:: Requirements ::
Extract each line of the material that follows exactly and omit its pictures.

:: Raw data ::
★ ★ ★ ★

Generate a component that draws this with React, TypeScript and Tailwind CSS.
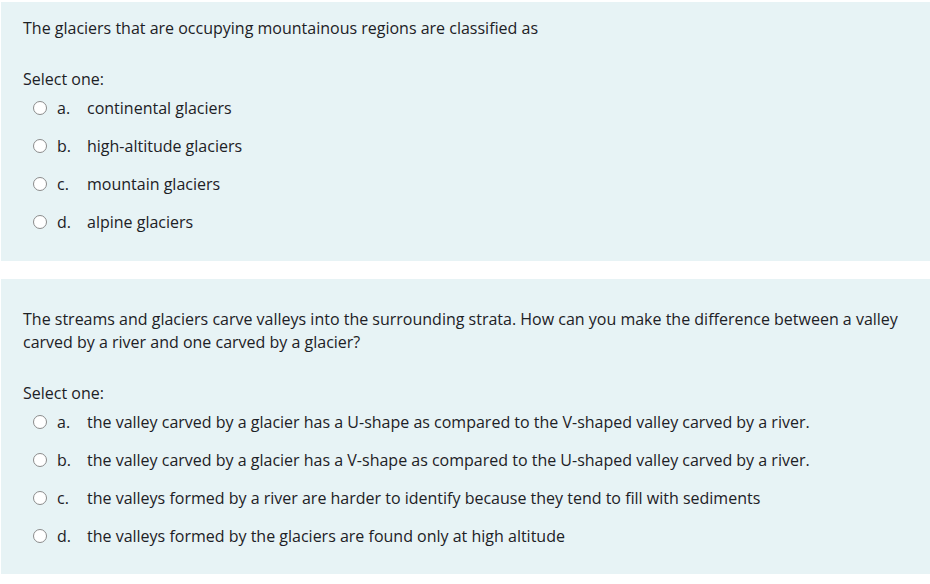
import React from "react";

interface Question {
  lines: string[];
  options: string[];
}

const QUESTIONS: Question[] = [
  {
    lines: ["The glaciers that are occupying mountainous regions are classified as"],
    options: ["continental glaciers", "high-altitude glaciers", "mountain glaciers", "alpine glaciers"],
  },
  {
    lines: [
      "The streams and glaciers carve valleys into the surrounding strata. How can you make the difference between a valley",
      "carved by a river and one carved by a glacier?",
    ],
    options: [
      "the valley carved by a glacier has a U-shape as compared to the V-shaped valley carved by a river.",
      "the valley carved by a glacier has a V-shape as compared to the U-shaped valley carved by a river.",
      "the valleys formed by a river are harder to identify because they tend to fill with sediments",
      "the valleys formed by the glaciers are found only at high altitude",
    ],
  },
];

const LETTERS = ["a.", "b.", "c.", "d."];

function QuestionPanel({ q, pad }: { q: Question; pad: string }) {
  return (
    <div className={`bg-[#e7f3f5] pl-[22px] pr-4 ${pad}`}>
      {/* question text */}
      <div>
        {q.lines.map((l) => (
          <p key={l} className="leading-[23px]">{l}</p>
        ))}
      </div>
      <p className="mt-[28px] leading-[23px]">Select one:</p>
      <div className="-mt-[2px] flex flex-col">
        {q.options.map((o, i) => (
          <label key={o} className="flex h-[38px] items-center">
            <span className="ml-[10px] h-[14px] w-[14px] shrink-0 rounded-full border border-[#8b8b8b] bg-white" />
            <span className="ml-[10px] w-[30px]">{LETTERS[i]}</span>
            <span>{o}</span>
          </label>
        ))}
      </div>
    </div>
  );
}

export default function App() {
  return (
    <div
      className="min-h-[584px] bg-white pt-[2px] pl-[1px] text-[16px] text-[#1d2125]"
      style={{ fontFamily: '"Segoe UI", "Open Sans", "Noto Sans", sans-serif' }}
    >
      <QuestionPanel q={QUESTIONS[0]} pad="pt-[15px] pb-[20px]" />
      <div className="h-[18px]" />
      <QuestionPanel q={QUESTIONS[1]} pad="pt-[29px] pb-[19px]" />
    </div>
  );
}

★ ★ ★ ★

:: Correct response ::
Generate a component that draws this with React, TypeScript and Tailwind CSS.
import React from "react";

interface Question {
  lines: string[];
  options: string[];
}

const QUESTIONS: Question[] = [
  {
    lines: ["The glaciers that are occupying mountainous regions are classified as"],
    options: ["continental glaciers", "high-altitude glaciers", "mountain glaciers", "alpine glaciers"],
  },
  {
    lines: [
      "The streams and glaciers carve valleys into the surrounding strata. How can you make the difference between a valley",
      "carved by a river and one carved by a glacier?",
    ],
    options: [
      "the valley carved by a glacier has a U-shape as compared to the V-shaped valley carved by a river.",
      "the valley carved by a glacier has a V-shape as compared to the U-shaped valley carved by a river.",
      "the valleys formed by a river are harder to identify because they tend to fill with sediments",
      "the valleys formed by the glaciers are found only at high altitude",
    ],
  },
];

const LETTERS = ["a.", "b.", "c.", "d."];

function QuestionPanel({ q, pad }: { q: Question; pad: string }) {
  return (
    <div className={`bg-[#e7f3f5] pl-[22px] pr-4 ${pad}`}>
      {/* question text */}
      <div>
        {q.lines.map((l) => (
          <p key={l} className="leading-[23px]">{l}</p>
        ))}
      </div>
      <p className="mt-[28px] leading-[23px]">Select one:</p>
      <div className="-mt-[2px] flex flex-col">
        {q.options.map((o, i) => (
          <label key={o} className="flex h-[38px] items-center">
            <span className="ml-[10px] h-[14px] w-[14px] shrink-0 rounded-full border border-[#8b8b8b] bg-white" />
            <span className="ml-[10px] w-[30px]">{LETTERS[i]}</span>
            <span>{o}</span>
          </label>
        ))}
      </div>
    </div>
  );
}

export default function App() {
  return (
    <div
      className="min-h-[584px] bg-white pt-[2px] pl-[1px] text-[16px] text-[#1d2125]"
      style={{ fontFamily: '"Segoe UI", "Open Sans", "Noto Sans", sans-serif' }}
    >
      <QuestionPanel q={QUESTIONS[0]} pad="pt-[15px] pb-[20px]" />
      <div className="h-[18px]" />
      <QuestionPanel q={QUESTIONS[1]} pad="pt-[29px] pb-[19px]" />
    </div>
  );
}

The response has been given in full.